The shotgun approach, the one size fits all, one for all. These techniques unfortunately don’t work very well anymore in the marketing world. With audiences getting smarter and sceptical, campaigns in turn got smarter, more targeted and personalised. If you don’t segment data, your audience will lose interest very quick.
Push your mind back to your school days (hopefully it wasn’t too long ago), there were different friendship groups with defining characteristics, right? Segmenting data is similar, you want to group the data that have similar interests, wants or demands. These are either through their behaviour (repeat customers, loves a sale, regularly engages with campaigns etc.) Or with their demographic information (age, gender, company size, industry etc.), this mainly depends on what data you’re capturing about your audience.

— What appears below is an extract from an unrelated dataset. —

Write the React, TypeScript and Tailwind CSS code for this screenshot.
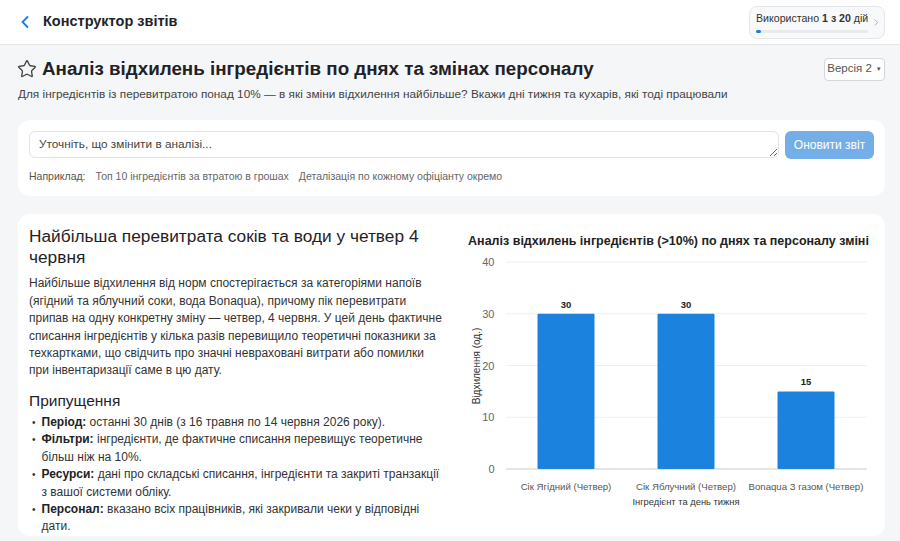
import { ChevronLeft, ChevronRight, Star } from "lucide-react";

const bars = [
  { label: "Сік Ягідний (Четвер)", value: 30 },
  { label: "Сік Яблучний (Четвер)", value: 30 },
  { label: "Bonaqua З газом (Четвер)", value: 15 },
];

const assumptions = [
  { title: "Період:", text: "останні 30 днів (з 16 травня по 14 червня 2026 року)." },
  { title: "Фільтри:", text: "інгредієнти, де фактичне списання перевищує теоретичне більш ніж на 10%." },
  { title: "Ресурси:", text: "дані про складські списання, інгредієнти та закриті транзакції з вашої системи обліку." },
  { title: "Персонал:", text: "вказано всіх працівників, які закривали чеки у відповідні дати." },
];

const font = "'Liberation Sans', Arial, sans-serif";

const Chart = () => {
  const top = 9;
  const step = 51.75;
  const zero = top + step * 4;
  const y = (v: number) => zero - (v / 10) * step;
  return (
    <svg width="411" height="262" className="block" style={{ fontFamily: font }}>
      {[40, 30, 20, 10, 0].map((v) => (
        <g key={v}>
          <line
            x1={43}
            x2={404}
            y1={y(v)}
            y2={y(v)}
            stroke={v === 0 ? "#dcdcdc" : "#efefef"}
            strokeWidth={v === 0 ? 1.5 : 1}
          />
          <text x={31.5} y={y(v) + 4} textAnchor="end" fontSize="11" fill="#666">
            {v}
          </text>
        </g>
      ))}
      <text
        x={0}
        y={0}
        transform="translate(16.5 113) rotate(-90)"
        textAnchor="middle"
        fontSize="10"
        fill="#333"
      >
        Відхилення (од.)
      </text>
      {bars.map((b, i) => {
        const cx = 103 + i * 120;
        return (
          <g key={b.label}>
            <rect x={cx - 28.5} y={y(b.value)} width={57} height={zero - y(b.value)} rx={1} fill="#1b82de" />
            <text x={cx} y={y(b.value) - 6} textAnchor="middle" fontSize="9.5" fontWeight="700" fill="#222">
              {b.value}
            </text>
            <text x={cx} y={237} textAnchor="middle" fontSize="9.6" fill="#555">
              {b.label}
            </text>
          </g>
        );
      })}
      <text x={223} y={252} textAnchor="middle" fontSize="9.4" fill="#333">
        Інгредієнт та день тижня
      </text>
    </svg>
  );
};

const App = () => {
  return (
    <div className="min-h-screen bg-[#f5f6f8] text-[#1f2328]" style={{ fontFamily: font }}>
      <header className="flex h-[45px] items-center justify-between border-b border-[#e3e5e8] bg-white pl-[15px] pr-[15px]">
        <div className="flex items-center gap-[8px]">
          <ChevronLeft className="text-[#1b7fe0]" size={20} strokeWidth={2.2} />
          <span className="text-[14.5px] font-semibold">Конструктор звітів</span>
        </div>
        <div className="flex h-[33px] w-[136px] items-center gap-[3px] rounded-lg border border-[#e4e6ea] bg-[#f8f9fa] pl-[6px] pr-[2px]">
          <div className="flex-1">
            <div className="whitespace-nowrap text-[10.6px] leading-[14px] text-[#333]">
              Використано <b>1 з 20</b> дій
            </div>
            <div className="mt-[5px] h-[3px] w-full rounded-full bg-[#e8eaee]">
              <div className="h-[3px] w-[5px] rounded-full bg-[#1b7fe0]" />
            </div>
          </div>
          <ChevronRight className="text-[#888]" size={15} strokeWidth={1.5} />
        </div>
      </header>

      <main className="pl-[18px] pr-[15px] pt-[11px]">
        <div className="flex items-center justify-between">
          <div className="flex items-center gap-[5px]">
            <Star className="-ml-[1px] text-[#444]" size={20} strokeWidth={1.6} />
            <h1 className="text-[18.8px] font-semibold leading-[26px]">
              Аналіз відхилень інгредієнтів по днях та змінах персоналу
            </h1>
          </div>
          <button className="flex h-[23px] w-[61px] items-center justify-center gap-[4px] rounded border border-[#d4d7dc] bg-white text-[11.5px] text-[#555]">
            Версія 2 <span className="text-[6px]">▼</span>
          </button>
        </div>
        <p className="mt-[4px] text-[11.8px] text-[#444]">
          Для інгредієнтів із перевитратою понад 10% — в які зміни відхилення найбільше? Вкажи дні тижня та кухарів, які тоді працювали
        </p>

        <section className="mt-[16px] rounded-xl bg-white px-[11px] pb-[12px] pt-[11px]">
          <div className="flex items-start gap-[6px]">
            <textarea
              rows={1}
              placeholder="Уточніть, що змінити в аналізі..."
              className="h-[27px] flex-1 rounded-md border border-[#e1e3e7] px-[9px] py-[4px] text-[11.8px] leading-[17px] placeholder:text-[#444]"
            />
            <button className="h-[28px] w-[89px] rounded-md bg-[#74aee9] text-[12px] font-medium text-white">
              Оновити звіт
            </button>
          </div>
          <div className="mt-[10px] flex gap-[10px] text-[10.5px] text-[#555]">
            <span>Наприклад:</span>
            <span className="text-[#666]">Топ 10 інгредієнтів за втратою в грошах</span>
            <span className="text-[#666]">Деталізація по кожному офіціанту окремо</span>
          </div>
        </section>

        <section className="mt-[18px] grid grid-cols-[417px_1fr] gap-[17px] rounded-xl bg-white px-[11px] pt-[12px]">
          <div>
            <h2 className="text-[17.3px] font-medium leading-[21px]">
              Найбільша перевитрата соків та води у четвер 4 червня
            </h2>
            <p className="mt-[7px] text-[12px] leading-[17.4px] text-[#333]">
              Найбільше відхилення від норм спостерігається за категоріями напоїв (ягідний та яблучний соки, вода Bonaqua), причому пік перевитрати припав на одну конкретну зміну — четвер, 4 червня. У цей день фактичне списання інгредієнтів у кілька разів перевищило теоретичні показники за техкартками, що свідчить про значні невраховані витрати або помилки при інвентаризації саме в цю дату.
            </p>
            <h3 className="mt-[11px] text-[15.5px] leading-[20px]">Припущення</h3>
            <ul className="mt-[3px] text-[12px] leading-[17.4px] text-[#333]">
              {assumptions.map((a) => (
                <li key={a.title} className="flex gap-[6px]">
                  <span className="pl-[3px] text-[10px]">•</span>
                  <p>
                    <b className="font-semibold text-[#222]">{a.title}</b> {a.text}
                  </p>
                </li>
              ))}
            </ul>
          </div>
          <div>
            <div className="mt-[7px] text-center text-[12.5px] font-bold leading-[16px] text-[#222]">
              Аналіз відхилень інгредієнтів (&gt;10%) по днях та персоналу зміні
            </div>
            <div className="mt-[4px]">
              <Chart />
            </div>
          </div>
        </section>
      </main>
    </div>
  );
};

export default App;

If you don’t have this kind of information, it’s going to be hard to segment your data, your data governance strategy will struggle to take off and you’ll be left with the approaches mentioned at the start. First off, make sure you’re capturing the information your company wants and is helpful, there is no point capturing shoe sizes if you’re working for a bread manufacturer. Make sure the data is standardised and cleaned periodically, should the country be UK or United Kingdom? Once you’ve set it all up, remember that tailoring experiences is very important and you can only achieve it by segmenting your data.
As well as making sure our data is secured, structuring it well for analysis and segmentation is also imperative.